Phoebe Waller-Bridge Says She's Not Making James Bond Woke
When it was first announced that Phoebe Waller-Bridge, the zeitgeist-tapping creator of Fleabag and Killing Eve, was working on the newest Bond film, most people assumed that part of her brief would be to address the franchise's antiquated approach to women.
This was, after all, the woman responsible for some of TV's funniest and most rounded female characters. In Fleabag and Eve Polastri, she created flawed but fearless women who never acted like ciphers, and certainly never needed rescuing by men. And then there's the tortured, self-doubting assassin Villanelle, who in a more just universe would be copy-pasted in as Bond's most interesting antagonist in decades.
But in an interview with the BBC, Waller-Bridge revealed that the Bond team were already addressing the spy's more misogynistic traits. "They were already doing that themselves," she says. "They're having that conversation with themselves the whole time. It was much more practical. Just, 'You're a writer, we need some help with these scenes. And you come up with some dialogue for these characters'." In the same interview, she also confirmed that her responsibilities lay purely in adding "little spices" to the script, not appearing on-screen.
It was originally Daniel Craig's idea to draft Waller-Bridge – he's since had to bat away accusations that she was a 'token' diversity hire, saying that her hiring was obvious because she's "fucking great" (no arguments here). But Waller-Bridge says that it was actually the franchise's producer and longtime guardian, Barbara Broccoli, who first got in touch. "We met for coffee and then a few months later we met again.
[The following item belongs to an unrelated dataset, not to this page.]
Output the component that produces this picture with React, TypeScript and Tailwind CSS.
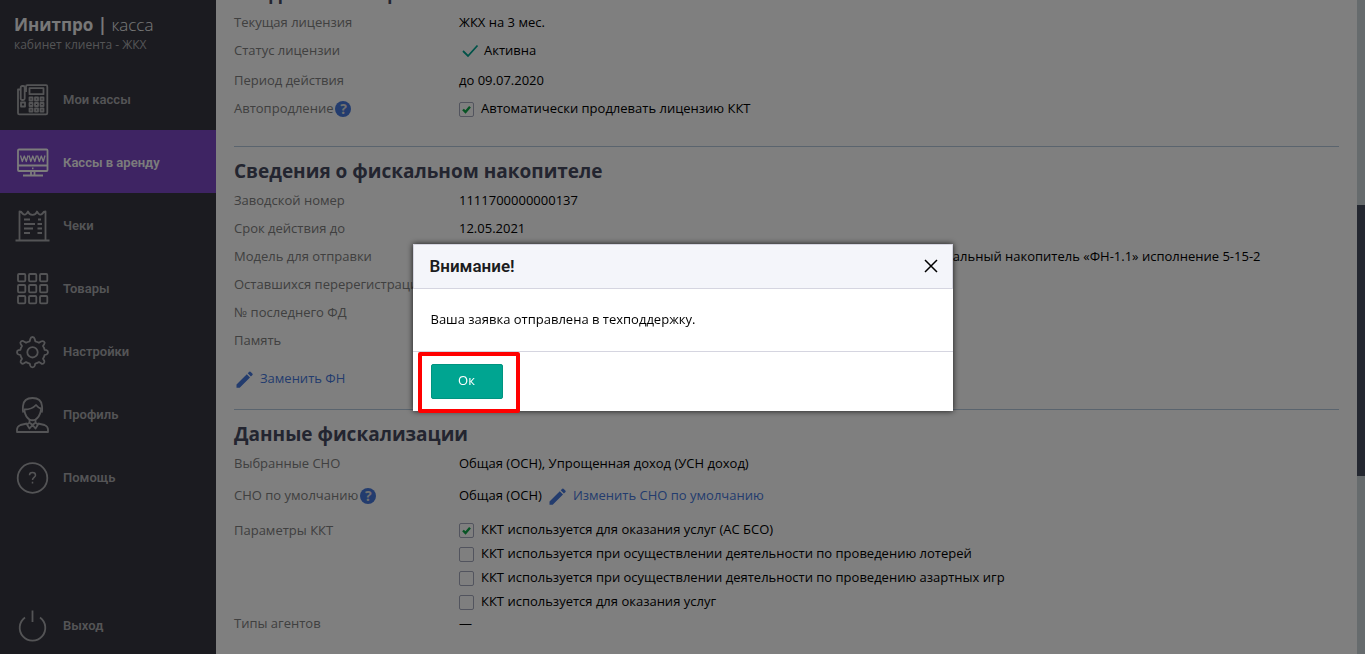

And then I met the director, Cary Joji Fukunaga, and then I met Daniel after that. But I know Daniel and Barbara had been talking about it for while."
Waller-Bridge is, unbelievably, only the second woman to get a writing credit on a Bond film – Johanna Harwood worked on Dr No and From Russian With Love, and went uncredited for her work on Goldfinger. That said, perhaps that preponderance of Y chromosomes in the writers room is extremely believable, and goes some way to explaining why Bond's women have rarely had the kind of three-dimensional character treatment that's lavished on his colleagues and enemies (Judi Dench's M aside).
Not that we're saying we want a #metoo Bond, in which he goes toe-to-toe with the patriarchy. Just that it would be nice if Waller-Bridge helps pen a Bond film that we can enjoy without feeling a little bit icky afterwards.